Bio: Dr.ir. Alexandru Iosup is a full professor at Vrije Universiteit Amsterdam (VU), and the chair of the VU research group Massivizing Computer Systems and the VU Computer Science Honours Programme. He is also co-chair of the national IPN SIG on Future Computer Systems and Networking and elected chair of the international SPEC-RG Cloud Group. His fascination for massivizing distributed systems and ecosystems across the digital computing continuum, with applications in cloud computing, big data and graphs, scientific and business-critical computing, and the metaverse, has received prestigious recognition, including membership in the (Young) Royal Academy of Arts and Sciences of the Netherlands, the Netherlands ICT Researcher of the Year award, and a Ph.D. from TU Delft. These accompany over 200 publications, and numerous open science FAIR artifacts such as software and datasets and archives, with high scientific and technical impact. Further, dr. Iosup’s leadership and innovation in education led to various awards, including the prestigious Netherlands Higher Education Teacher of the Year. He has also received a knighthood for cultural and scientific merits. Contact Alexandru at A.Iosup@vu.nl or visit http://atlarge.science/aiosup

Thursday, April 25, 2024 | 08:30 am (CET) | Room: S.2.37 | Alpen-Adria Universität Klagenfurt

Ana Lucia Varbanescu | Assoc. Prof. Dr. ir. at the University of Twente and University of Amsterdam

Abstract: “Computation” has become a massive part of our daily lives: in science, a lot of experiments and analysis rely on massive computation, in AI we use vast resources to train and use massive models, and in engineering we use complex simulations and digital twins to increase efficiency and productivity. Under the assumption that computation is cheap, and time-to-result is the only relevant metric, we often use significant computational resources at low efficiency. In this talk, I argue this approach is an unacceptable waste of computing resources, and demonstrate we can do better! By means of a couple of case-studies, I will show how performance engineering can be used for zero-waste computing, proving how efficiency and time-to-result can be happily married. I will further propose a co-design methodology that leverages such performance engineering methods to enable the selection of algorithms _and_ their effective deployment on suitable infrastructure. The approach relies on design-space exploration, driven by efficient search methods and compositional performance models. I will conclude by reflecting on the next steps and open questions that need answers to make this co-design approach feasible and applicable for more applications and systems.

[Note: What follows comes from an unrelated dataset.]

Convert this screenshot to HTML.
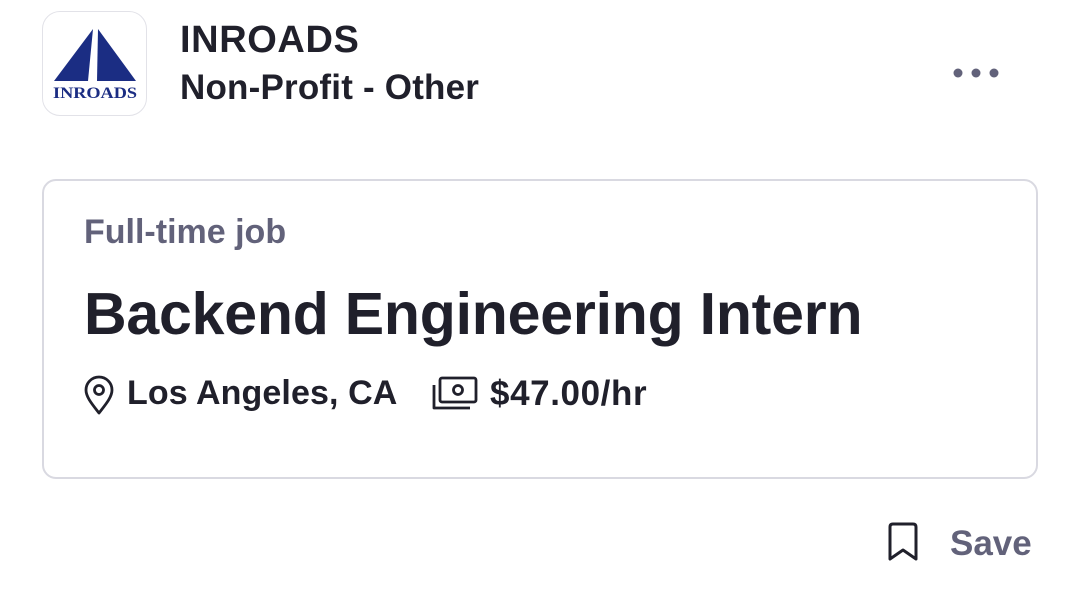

Bio: Ana Lucia Varbanescu holds a BSc and MSc degree from POLITEHNICA University in Bucharest, Romania. She obtained her PhD from TU Delft, The Netherlands, and continued to work as a Postdoc researcher in The Netherlands, at TU Delft and VU University in Amsterdam. She is a MacGillavry fellow at University of Amsterdam, where she was tenured in 2018 as Associate Professor. Since 2022, she is Professor at University of Twente, The Netherlands. She has been a visiting researcher at IBM TJ Watson (2006, 2007), Barcelona Supercomputing Center (2007), NVIDIA (2009), and Imperial College of London (2013).  She has received several national grants (including a personal Veni grant) and she is a co-PI for the Graph-Massivizer EU project. Ana’s research stems from HPC, and investigates the use of heterogeneous systems for high-performance applications, with a special focus on performance and energy efficiency modeling for both scientific and data-intensive applications. Her latest research focuses on zero-waste computing and model-based systems co-design.

 

Friday, March 15, 2024 | 10:00 am (CET) | Room: S.2.69 | Universität Klagenfurt Matteo Zavatteri | Assistant Professor  in computer science at the Department of Mathematics of University of Padua, Italy Abstract: A recent direction in Business Process Management studied methodologies to control the execution of Business Processes under several sources of uncertainty in order to always get to the end by satisfying all constraints. Current approaches encode business processes into temporal constraint networks or timed game automata in order to exploit their related strategy synthesis algorithms. However, the proposed encodings can only synthesize single-strategies and fail to handle loops. To overcome these limits I will discuss a recent approach based on supervisory control. The approach considers structured business processes with resources, parallel and mutually exclusive branches, loops, and uncertainty. I will discuss an encoding into finite state automata and prove that their concurrent behavior models exactly all possible executions of the process. After that, I will introduce tentative commitment constraints as a new class of constraints restricting the executions of a process. Finally, I will discuss a tree decomposition of the process that plays a central role in modular supervisory control. Bio: Matteo Zavatteri is assistant professor in computer science at the Department of Mathematics of University of Padua, Italy. He received a master degree in engineering and computer science and a Ph.D. in computer science from University of Verona (ITALY). His research interests are in the fields of formal methods, discrete event systems, supervisory control, temporal reasoning, artificial intelligence, and business process management. Currently he works in the iNEST (Interconnected Nord-Est Innovation Ecosystem) project, which is a project supported with 110M€ by the National Recovery and Resilience Plan, funded by the European Union in the NextGenerationEU plan. In such a project he develops neuro-symbolic approaches for digital twins.